As data scientists, you will look at dataframes everyday. You will learn how to inspect different aspects of them with the methods associated with the dataframe object. For example, to get a quick idea of the type of data, we can use the .sample() method.
# I like to use sample rather than head because it gives me a better idea of the distribution of observations
df_iris.sample(5)
One skill you will develop is the ability to quickly generate visualizations after getting a general sense of the dataframe contents. Let's plot two of the columns above, sepal length vs petal length. With a glance, we can see new patterns in the data.
fig, ax = plt.subplots(figsize=(8, 5))
# Iterate through each type of flower and plot them using different colors
for flower in df_iris['target'].unique():
subset_df = df_iris[df_iris['target'] == flower]
x = subset_df['sepal length (cm)']
y = subset_df['petal length (cm)']
ax.scatter(x, y, label=data['target_names'][flower])
# Label your axes!
ax.set_ylabel('petal length (cm)')
ax.set_xlabel('sepal length (cm)')
ax.set_title('Petal length vs Sepal Length for Three Species of Flowers')
ax.legend();
What information in this graph jumps out to you?
# your thoughts here
In your presentation decks, you will no doubt be tempted to print out the head of a data frame, take a screen shot, and plop it in the middle of a slide. We all have that instinct; the dataframe object will become one your most cherished objects. If you put them in your deck, you will no doubt hear one of us gently request its replacement with some other figure.

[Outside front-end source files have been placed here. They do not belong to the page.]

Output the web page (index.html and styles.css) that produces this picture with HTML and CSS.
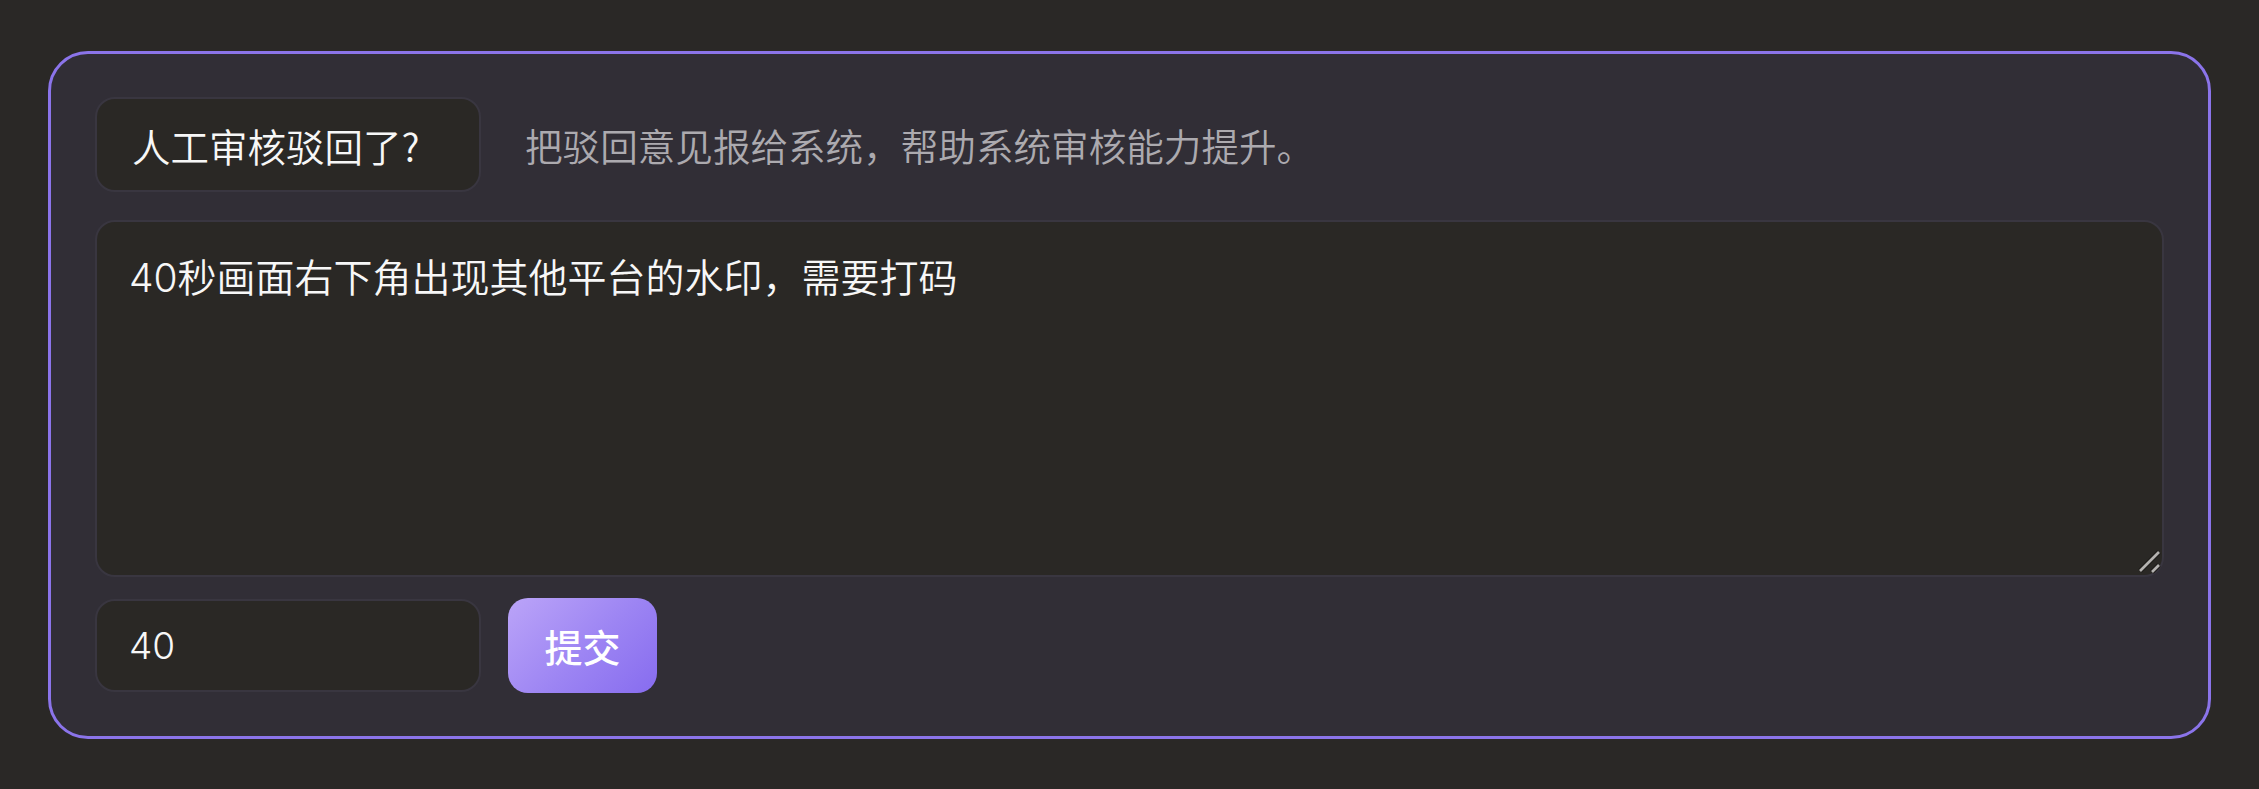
FILE: index.html
```html
<!DOCTYPE html>
<html lang="zh-CN">
<head>
<meta charset="utf-8">
<title>驳回反馈</title>
<link rel="stylesheet" href="styles.css">
</head>
<body>
<div class="page">
  <form class="card">
    <div class="row-top">
      <div class="tag">人工审核驳回了?</div>
      <div class="hint">把驳回意见报给系统，帮助系统审核能力提升。</div>
    </div>
    <div class="reason-wrap">
      <textarea class="reason">40秒画面右下角出现其他平台的水印，需要打码</textarea>
      <svg class="grip" width="24" height="24" viewBox="0 0 24 24" aria-hidden="true">
        <g stroke-linecap="butt">
          <line x1="3" y1="21" x2="22" y2="2" stroke="#1e1c1a" stroke-width="5"/>
          <line x1="3" y1="21" x2="22" y2="2" stroke="#b4b2b0" stroke-width="2.6"/>
          <line x1="15" y1="22" x2="22" y2="15" stroke="#1e1c1a" stroke-width="5"/>
          <line x1="15" y1="22" x2="22" y2="15" stroke="#b4b2b0" stroke-width="2.6"/>
        </g>
      </svg>
    </div>
    <div class="row-bottom">
      <input class="time" type="text" value="40">
      <button class="submit" type="button">提交</button>
    </div>
  </form>
</div>
</body>
</html>
```

FILE: styles.css
```css
html, body {
  margin: 0;
  padding: 0;
  background: #2a2826;
}

.page {
  padding: 51px 48px 40px 48px;
  font-family: "Inter", "Noto Sans CJK SC", sans-serif;
}

.card {
  display: flex;
  flex-direction: column;
  background: #312e36;
  border: 3px solid #8b74ea;
  border-radius: 40px;
  padding: 43px 44px 43px 44px;
}

.row-top {
  display: flex;
  align-items: center;
  gap: 44px;
}

.tag {
  box-sizing: border-box;
  width: 386px;
  height: 95px;
  display: flex;
  align-items: center;
  padding-left: 35px;
  background: #2a2825;
  border: 2px solid #393640;
  border-radius: 20px;
  color: #f7f7f7;
  font-size: 38.5px;
  font-weight: 350;
  font-family: "Noto Sans CJK SC", sans-serif;
}

.hint {
  color: #acaaaf;
  font-size: 37.6px;
  font-weight: 350;
  font-family: "Noto Sans CJK SC", sans-serif;
}

.reason-wrap {
  position: relative;
  margin-top: 28px;
}

.reason {
  display: block;
  box-sizing: border-box;
  width: 100%;
  height: 357px;
  background: #2a2825;
  border: 2px solid #393640;
  border-radius: 20px;
  padding: 27px 32px;
  color: #f7f7f7;
  font-size: 39px;
  font-weight: 350;
  line-height: 1.5;
  font-family: "Inter", "Noto Sans CJK SC", sans-serif;
  resize: none;
  outline: none;
}

.grip {
  position: absolute;
  right: 3px;
  bottom: 3px;
  pointer-events: none;
}

.row-bottom {
  display: flex;
  align-items: center;
  gap: 27px;
  margin-top: 21px;
}

.time {
  box-sizing: border-box;
  width: 386px;
  height: 93px;
  background: #2a2825;
  border: 2px solid #393640;
  border-radius: 20px;
  padding: 0 32px;
  color: #f7f7f7;
  font-size: 37px;
  font-weight: 350;
  font-family: "Inter", "Noto Sans CJK SC", sans-serif;
  outline: none;
}

.submit {
  width: 149px;
  height: 95px;
  border: none;
  border-radius: 20px;
  background: linear-gradient(135deg, #bba4f8 0%, #9c84f3 55%, #876cef 100%);
  color: #ffffff;
  font-size: 38px;
  font-weight: 500;
  font-family: "Noto Sans CJK SC", sans-serif;
  cursor: pointer;
}
```
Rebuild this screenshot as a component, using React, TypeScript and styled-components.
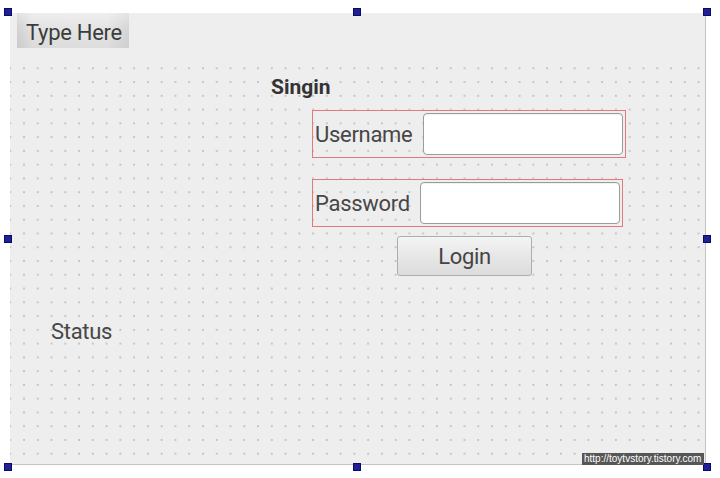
import React from "react";
import styled, { createGlobalStyle } from "styled-components";

const GlobalStyle = createGlobalStyle`
  html, body {
    margin: 0;
    padding: 0;
    background: #ffffff;
  }
  body {
    font-family: Roboto, "Liberation Sans", sans-serif;
    color: #444;
  }
`;

const GRID = 13.77;

const Stage = styled.div`
  position: relative;
  width: 720px;
  height: 478px;
  padding: 13px 0 0 10px;
  box-sizing: border-box;
`;

const Form = styled.div`
  width: 696px;
  height: 452px;
  box-sizing: border-box;
  background: #eeeeee;
  border-right: 1px solid #c4c4c4;
  border-bottom: 1px solid #c4c4c4;
  display: flex;
  flex-direction: column;
`;

const MenuBar = styled.div`
  height: 49px;
  flex: none;
  display: flex;
  align-items: flex-start;
  padding-left: 7px;
`;

const MenuItem = styled.div`
  width: 112px;
  height: 35px;
  box-sizing: border-box;
  padding: 4px 0 0 9px;
  display: flex;
  align-items: center;
  font-size: 22px;
  letter-spacing: -0.3px;
  color: #3c3c3c;
  background:
    linear-gradient(to bottom, rgba(255, 255, 255, 0.35), rgba(255, 255, 255, 0) 40%, rgba(0, 0, 0, 0.04)),
    linear-gradient(to right, #d2d2d2, #e4e4e4 14%, #e6e6e6 80%, #d6d6d6);
`;

const Body = styled.div`
  flex: 1;
  display: flex;
  flex-direction: column;
  align-items: flex-start;
  background-image: radial-gradient(circle at center, #c6c6c6 0 0.7px, transparent 1.2px);
  background-size: ${GRID}px ${GRID}px;
  background-position: -6.65px -0.6px;
`;

const Title = styled.div`
  margin: 13px 0 0 261px;
  font-size: 21px;
  line-height: 24px;
  font-weight: 700;
  color: #333;
`;

const Group = styled.div<{ $width: number; $top: number }>`
  margin: ${(p) => p.$top}px 0 0 302px;
  width: ${(p) => p.$width}px;
  height: 48px;
  box-sizing: border-box;
  border: 1px solid #e57878;
  display: flex;
  align-items: center;
  justify-content: space-between;
  padding: 0 2px;
`;

const Label = styled.span`
  font-size: 22px;
  letter-spacing: -0.3px;
  color: #474747;
`;

const Field = styled.input`
  width: 200px;
  height: 42px;
  box-sizing: border-box;
  border: 1px solid #9c9c9c;
  border-radius: 4px;
  background: #fff;
  box-shadow: inset 0 1px 1px rgba(0, 0, 0, 0.06);
  outline: none;
  padding: 0 6px;
  font-family: Roboto, sans-serif;
  font-size: 18px;
`;

const Button = styled.button`
  margin: 9px 0 0 387px;
  width: 135px;
  height: 40px;
  box-sizing: border-box;
  border: 1px solid #adadad;
  border-radius: 3px;
  background: linear-gradient(to bottom, #f4f4f4, #e6e6e6 55%, #dcdcdc);
  font-family: Roboto, "Liberation Sans", sans-serif;
  font-size: 22px;
  letter-spacing: -0.3px;
  color: #444;
  padding: 0;
  cursor: pointer;
`;

const Status = styled.div`
  margin: 43px 0 0 41px;
  font-size: 22px;
  line-height: 26px;
  letter-spacing: -0.3px;
  color: #474747;
`;

const Handle = styled.span<{ $x: number; $y: number }>`
  position: absolute;
  left: ${(p) => p.$x - 4}px;
  top: ${(p) => p.$y - 4}px;
  width: 8px;
  height: 8px;
  box-sizing: border-box;
  background: #1f1f96;
  border: 1px solid #0c0c5e;
`;

const Watermark = styled.div`
  position: absolute;
  left: 582px;
  top: 453px;
  width: 122px;
  height: 12px;
  background: #565656;
  color: #fff;
  font-family: "Liberation Sans", Arial, sans-serif;
  font-size: 10px;
  line-height: 12px;
  padding-left: 2px;
  box-sizing: border-box;
  white-space: nowrap;
`;

const handles = [
  [8, 12],
  [357, 12],
  [707, 12],
  [8, 239],
  [707, 239],
  [8, 467],
  [357, 467],
  [707, 467],
];

export default function App() {
  return (
    <>
      <GlobalStyle />
      <Stage>
        <Form>
          <MenuBar>
            <MenuItem>Type Here</MenuItem>
          </MenuBar>
          <Body>
            <Title>Singin</Title>
            <Group $width={314} $top={11}>
              <Label>Username</Label>
              <Field type="text" />
            </Group>
            <Group $width={311} $top={21}>
              <Label>Password</Label>
              <Field type="password" />
            </Group>
            <Button>Login</Button>
            <Status>Status</Status>
          </Body>
        </Form>
        {handles.map(([x, y], i) => (
          <Handle key={i} $x={x} $y={y} />
        ))}
        <Watermark>http://toytvstory.tistory.com</Watermark>
      </Stage>
    </>
  );
}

- People are highly visual and can synthesize visual information such more quickly than rows and columns of numbers
- Precognitive understanding of the data
- Visual representations can be much more viscerally persuasive
-
Each graph should have a clear point it is trying to make. Understanding the insight you are trying to convey will guide the decision making process for what kind of graph will be most effective
-
Know your audience! Come up with a use case and audience to pitch your visualizations
-
Choosing the correct graph for the relationship you are trying to communicate
-
Label your axes and graph! It should not be difficult for someone to understand what your graph is trying to represent
-
People have unconscious responses to visuals which will effect the way they interpret information. Good visualization makes use of these natural shortcuts in cognition to convey information more efficiently
- Red and Down tends to be negative while Green and Up is positive
- Lighter hues are seen as lower values and darker is higher values
- Axis start at zero
Note: All of these 'rules' can be broken but know that you will be working against most people's first instinct
-
Graphs can be misleading
-
Consciously or unconsciously people will make decisions to lead people towards their conclusions of the data
-
Examples of dark patterns - Changing the axis scale - Using two different y axis scales to compare trends - Showing cumulative data which will always be increasing to hide a downturn in a trend - Pie charts (comparing degrees is not something people are good at) just use a bar chart - Inconsistent units - Not showing all of the data for motivated reasons - Percentages not adding up to 100
image: http://flowingdata.com/2009/11/26/fox-news-makes-the-best-pie-chart-ever/
The matplotlib library will be our foundational visualization tool. Mastering it will allow you to create beautiful graphs quickly. We can then include these graphs in our README's, final notebooks, and presentation decks.
Explanation of non-obvious terms
Figure - This is the sheet of paper all of your graphing sits on.
Axis - An axis is an individual plot. You can have multiple axes on one figure
Major/Minor Ticks - The large and small dashes on the x and y axis
Markers - In a scatter plot each of the points is refered to as a marker
Spines - The lines that bound each axis
Scatter plots are also very common. They allow one to visualize the relationship of two variables.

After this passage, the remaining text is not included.